[What this task involves]: Check each line of the material. Copy those containing "size".

____

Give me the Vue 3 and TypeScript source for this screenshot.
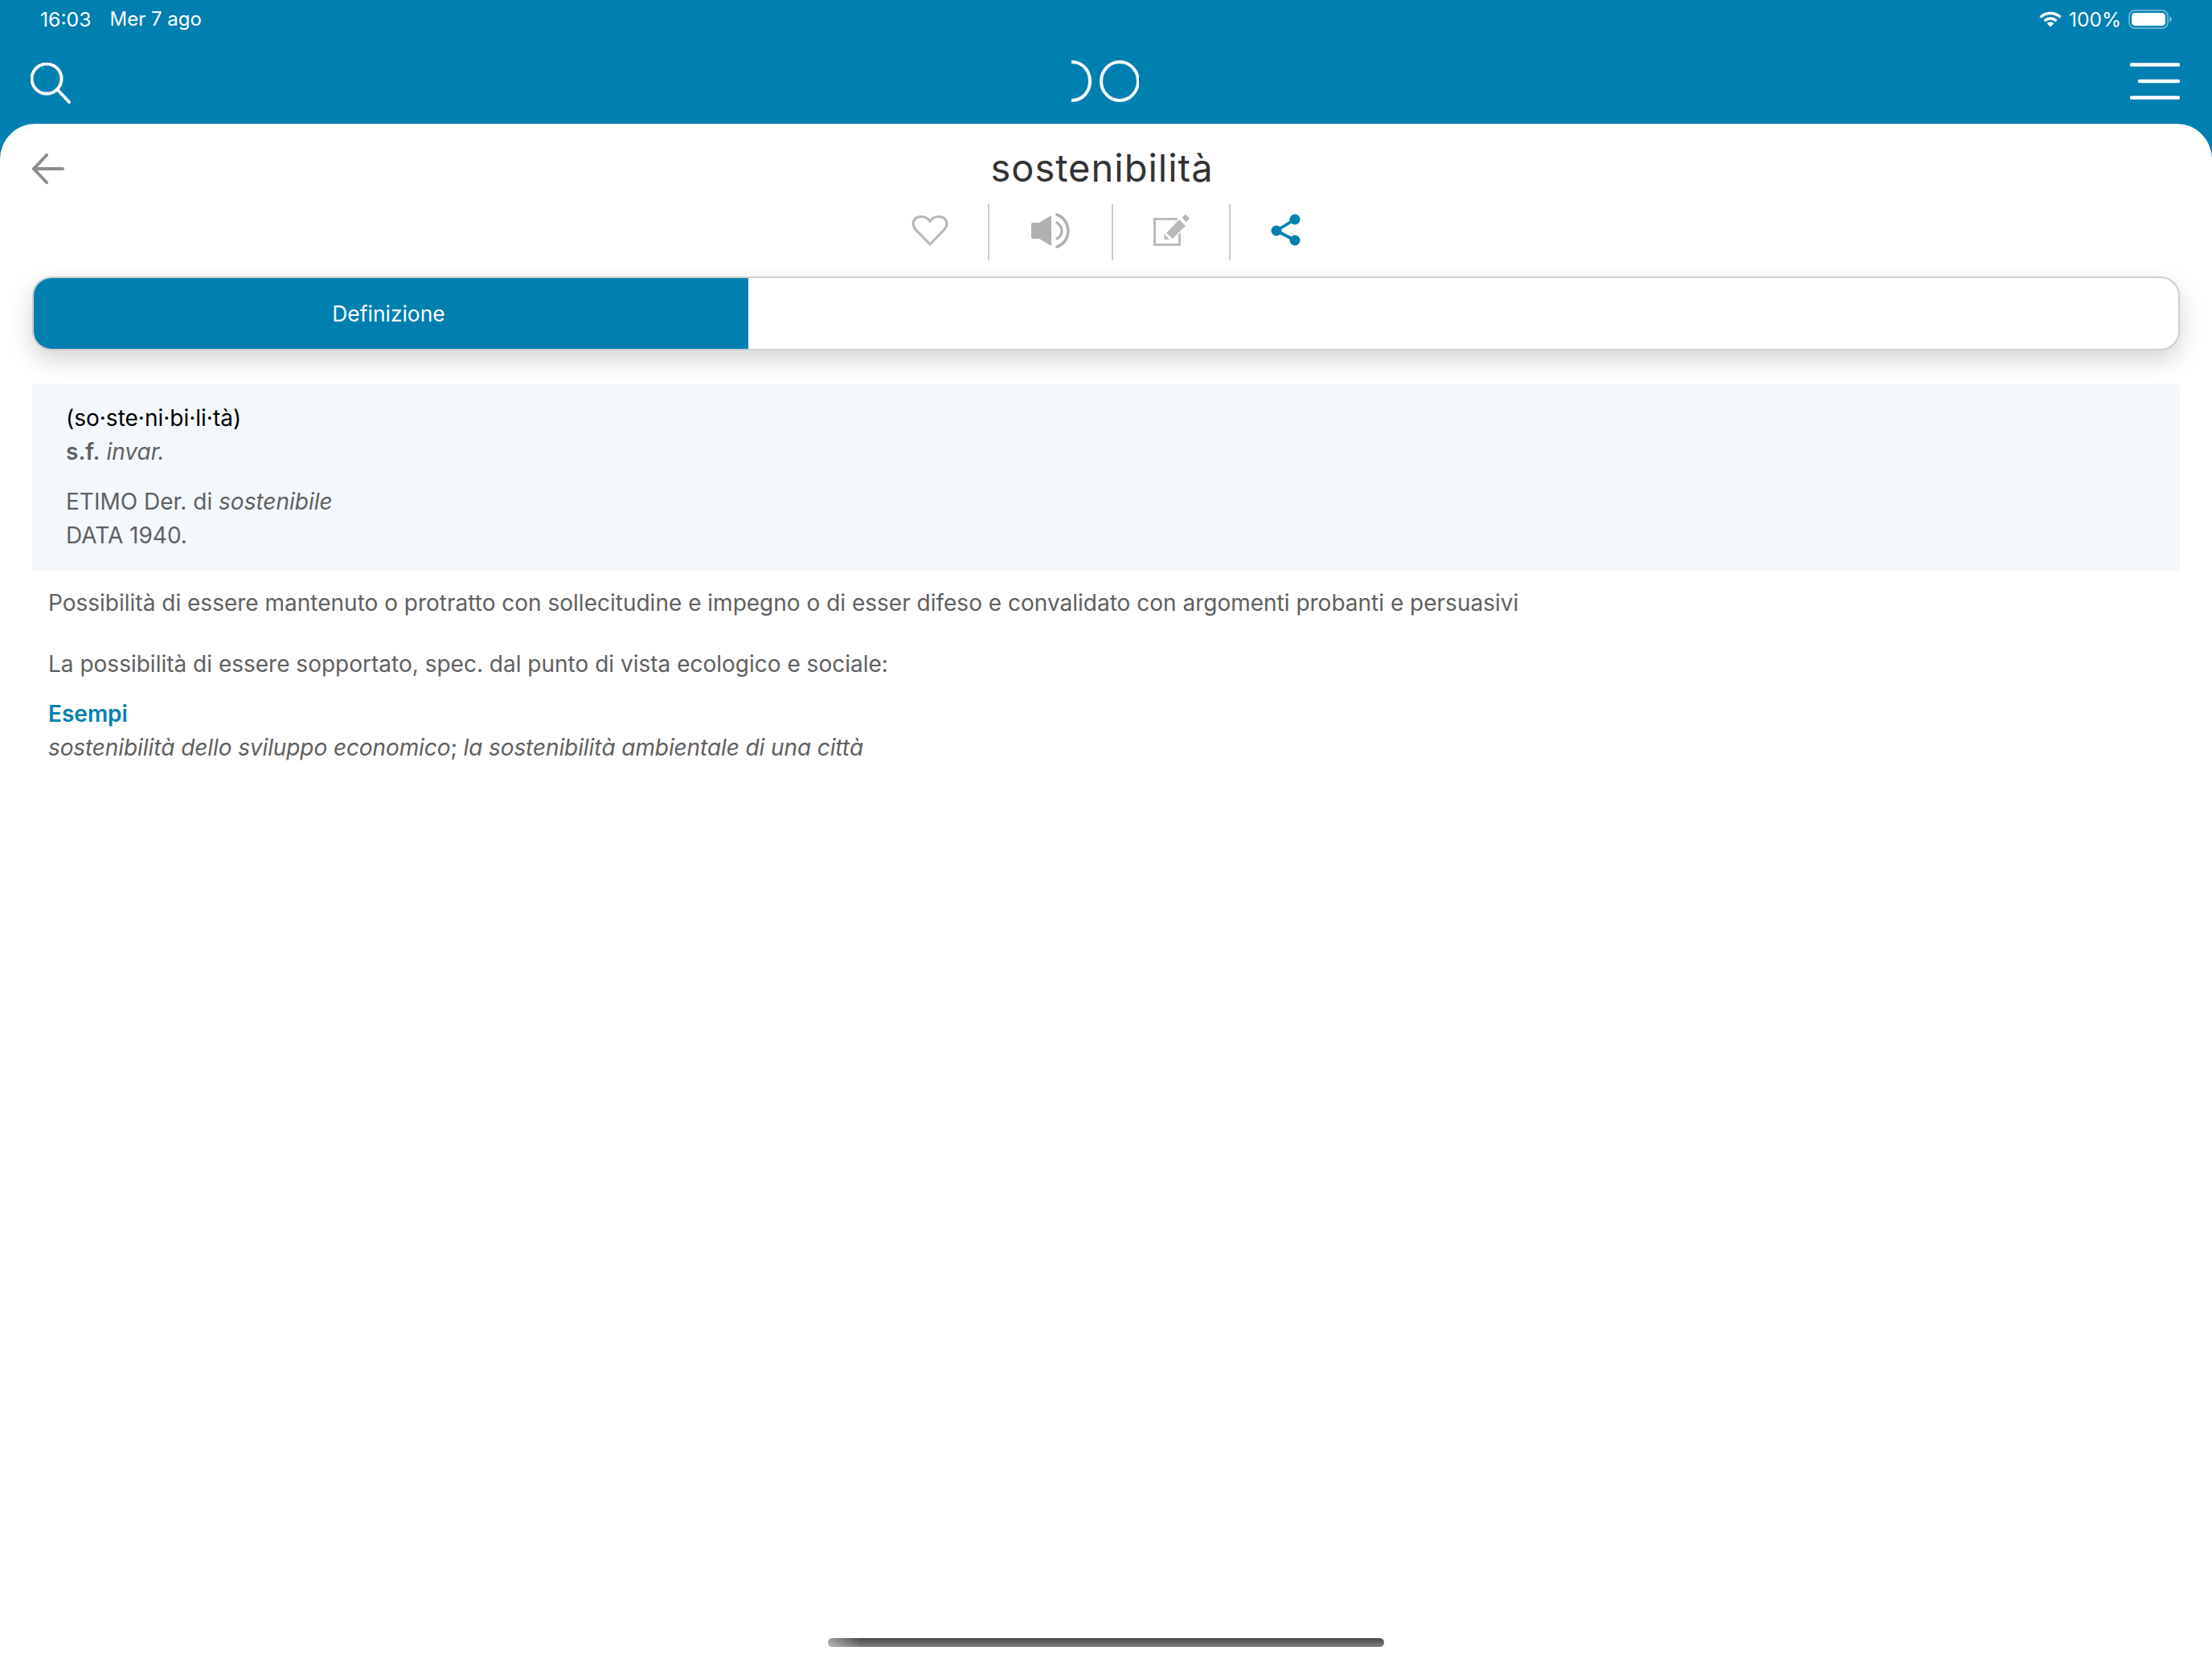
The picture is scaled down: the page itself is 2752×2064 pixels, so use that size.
<script setup lang="ts">
const title: string = 'sostenibilità'
</script>

<template>
  <div class="page">
    <header class="head">
      <div class="status">
        <div class="status-left">
          <span class="time">16:03</span>
          <span>Mer 7 ago</span>
        </div>
        <div class="status-right">
          <svg width="28" height="20" viewBox="0 0 28 20" fill="none" stroke="#fff">
            <path d="M1.500 7.500C8.500 .8 19.500 .8 26.500 7.500" stroke-width="3.400" />
            <path d="M6.500 12C11 8 17 8 21.500 12" stroke-width="3.400" />
            <path d="M9.600 15.200C12.200 12.900 15.800 12.900 18.400 15.200L14 19.600Z" fill="#fff" stroke="none" />
          </svg>
          <span class="pct">100%</span>
          <svg width="54" height="24" viewBox="0 0 54 24" fill="none">
            <rect x="1" y="1" width="48" height="22" rx="7" stroke="#fff" stroke-opacity=".4" stroke-width="2" />
            <rect x="4" y="4" width="42" height="16" rx="4.500" fill="#fff" />
            <path d="M51 8.500c2 .6 3 2 3 3.500s-1 2.900-3 3.500Z" fill="#fff" fill-opacity=".45" />
          </svg>
        </div>
      </div>
      <nav class="nav">
        <svg class="search" width="50" height="52" viewBox="0 0 50 52" fill="none" stroke="#fff" stroke-linecap="round">
          <circle cx="20" cy="20" r="18.500" stroke-width="4" />
          <path d="M33.500 33.500L48 49" stroke-width="4" />
        </svg>
        <svg class="logo" width="84" height="52" viewBox="0 0 84 52" fill="none" stroke="#fff" stroke-width="4">
          <path d="M0 2C14 2 23 13 23 26S14 50 0 50" />
          <ellipse cx="60" cy="26" rx="23" ry="24" />
        </svg>
        <svg class="menu" width="62" height="46" viewBox="0 0 62 46" fill="none" stroke="#fff" stroke-width="4.500" stroke-linecap="round">
          <path d="M2 2.500H60" />
          <path d="M12 23H60" />
          <path d="M2 43.500H60" />
        </svg>
      </nav>
    </header>

    <main class="sheet">
      <div class="title-row">
        <svg class="back" width="40" height="38" viewBox="0 0 40 38" fill="none" stroke="#8c8c8c" stroke-width="4" stroke-linecap="round" stroke-linejoin="round">
          <path d="M18 2L2 19L18 36" />
          <path d="M2 19H38" />
        </svg>
        <h1 class="title">{{ title }}</h1>
      </div>

      <div class="tools">
        <div class="tool t1">
          <svg width="46" height="40" viewBox="0 0 46 40" fill="none" stroke="#b7b7b7" stroke-width="3.200" stroke-linejoin="round">
            <path d="M23 37L5 18.500C-1 11 3 2.500 12 2.500C17 2.500 21 5 23 8.500C25 5 29 2.500 34 2.500C43 2.500 47 11 41 18.500Z" />
          </svg>
        </div>
        <div class="tool t2">
          <svg width="50" height="44" viewBox="0 0 50 44" fill="none" stroke="#b0b0b0" stroke-linecap="round">
            <path d="M3 12H11L25 3.500Q26 3 26 4.500V39.500Q26 41 25 40.500L11 32H3A2 2 0 0 1 1 30V14A2 2 0 0 1 3 12Z" fill="#b0b0b0" stroke="none" />
            <path d="M33 12C41 18 41 27 33 32" stroke-width="3.200" />
            <path d="M33 2C51 9 52 35 33 42" stroke-width="3.500" />
          </svg>
        </div>
        <div class="tool t3">
          <svg width="46" height="42" viewBox="0 0 46 42" fill="none">
            <path d="M31 6.500H2.500V38.500H33.500V15" stroke="#bbb" stroke-width="3.200" />
            <path d="M16 24L33 6L42 15L25 32Z" fill="#b9b9b9" stroke="#fff" stroke-width="1.500" />
            <path d="M14.500 25L21 32L14.500 32Z" fill="#b9b9b9" />
            <path d="M36.500 4.500L41 .5L46 6L41.500 10.500Z" fill="#b9b9b9" />
          </svg>
        </div>
        <div class="tool t4">
          <svg width="38" height="42" viewBox="0 0 38 42" fill="#007fb1" stroke="#007fb1">
            <path d="M31 7L8 21L31 33" fill="none" stroke-width="3.800" />
            <circle cx="31" cy="7" r="6.500" stroke="none" />
            <circle cx="8" cy="21" r="6.500" stroke="none" />
            <circle cx="31" cy="33" r="6.500" stroke="none" />
          </svg>
        </div>
      </div>

      <div class="tabs">
        <div class="tab-active">Definizione</div>
      </div>

      <section class="info">
        <p class="syll">(so·ste·ni·bi·li·tà)</p>
        <p><b>s.f.</b> <i>invar.</i></p>
        <p class="gap">ETIMO Der. di <i>sostenibile</i></p>
        <p>DATA 1940.</p>
      </section>

      <section class="body">
        <p>Possibilità di essere mantenuto o protratto con sollecitudine e impegno o di esser difeso e convalidato con argomenti probanti e persuasivi</p>
        <p class="second">La possibilità di essere sopportato, spec. dal punto di vista ecologico e sociale:</p>
        <p class="ex-label">Esempi</p>
        <p class="example"><i>sostenibilità dello sviluppo economico</i>; <i>la sostenibilità ambientale di una città</i></p>
      </section>

      <div class="home"></div>
    </main>
  </div>
</template>

<style>
html, body { margin: 0; background: #fff; }
</style>

<style scoped>
.page {
  width: 2752px;
  height: 2064px;
  display: flex;
  flex-direction: column;
  background: #007fb1;
  font-family: Inter, "Noto Sans", sans-serif;
  overflow: hidden;
}
.head { color: #fff; height: 154px; flex: none; }
.status {
  height: 48px;
  display: flex;
  justify-content: space-between;
  align-items: center;
  padding: 0 50px 0 50px;
  font-size: 24px;
}
.status-left { display: flex; gap: 23px; }
.time { font-size: 24.800px; }
.status-right { display: flex; align-items: center; }
.pct { margin: 0 9px 0 9px; font-size: 24.500px; }
.nav {
  height: 106px;
  display: grid;
  grid-template-columns: 1fr auto 1fr;
  align-items: center;
  padding: 0 40px 0 38px;
}
.search { margin-top: 6px; }
.menu { justify-self: end; }
.sheet {
  flex: 1;
  display: flex;
  flex-direction: column;
  background: #fff;
  border-radius: 44px 44px 0 0;
}
.title-row {
  display: flex;
  align-items: center;
  height: 56px;
  margin-top: 27px;
  padding: 0 90px 0 40px;
}
.back { margin-top: 2px; }
.title {
  flex: 1;
  margin: 0;
  text-align: center;
  font-size: 47px;
  font-weight: 400;
  line-height: 56px;
  letter-spacing: 1px;
  color: #333;
}
.tools {
  display: flex;
  justify-content: center;
  margin-top: 17px;
  height: 70px;
}
.tool {
  box-sizing: content-box;
  display: flex;
  align-items: center;
  justify-content: center;
  height: 66px;
  padding-bottom: 4px;
  border-right: 2px solid #ccc;
}
.t1 { width: 144px; }
.t2 { width: 152px; }
.t3 { width: 144px; }
.t4 { width: 136px; border-right: 0; }
.tabs {
  margin: 20px 40px 0;
  height: 92px;
  box-sizing: border-box;
  border: 2px solid #cfcfcf;
  border-radius: 24px;
  background: #fff;
  box-shadow: 0 12px 30px rgba(0, 0, 0, .17);
  overflow: hidden;
  display: flex;
}
.tab-active {
  width: 889px;
  box-sizing: border-box;
  padding-right: 6px;
  background: #007fb1;
  color: #fff;
  font-size: 26.400px;
  display: flex;
  align-items: center;
  justify-content: center;
}
.info {
  margin: 42px 40px 0;
  padding: 21px 42px 23px;
  background: #f3f8fc;
  color: #606060;
}
b { font-weight: 600; }
p {
  margin: 0;
  font-size: 28px;
  line-height: 42px;
}
.syll { color: #000; }
.gap { margin-top: 20px; }
.body { padding: 19px 60px 0; color: #606060; }
.second { margin-top: 34px; }
.ex-label { margin-top: 20px; color: #007fb1; font-weight: 600; }
.example { letter-spacing: -.1px; }
.home {
  width: 692px;
  height: 11px;
  margin: auto auto 15px;
  border-radius: 6px;
  background:
    linear-gradient(90deg, rgba(255, 255, 255, .45), rgba(255, 255, 255, 0) 6%),
    linear-gradient(#474747, #7f7f7f);
}
</style>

____

[Output]:
The picture is scaled down: the page itself is 2752×2064 pixels, so use that size.
  font-size: 24px;
.time { font-size: 24.800px; }
.pct { margin: 0 9px 0 9px; font-size: 24.500px; }
  font-size: 47px;
  font-size: 26.400px;
  font-size: 28px;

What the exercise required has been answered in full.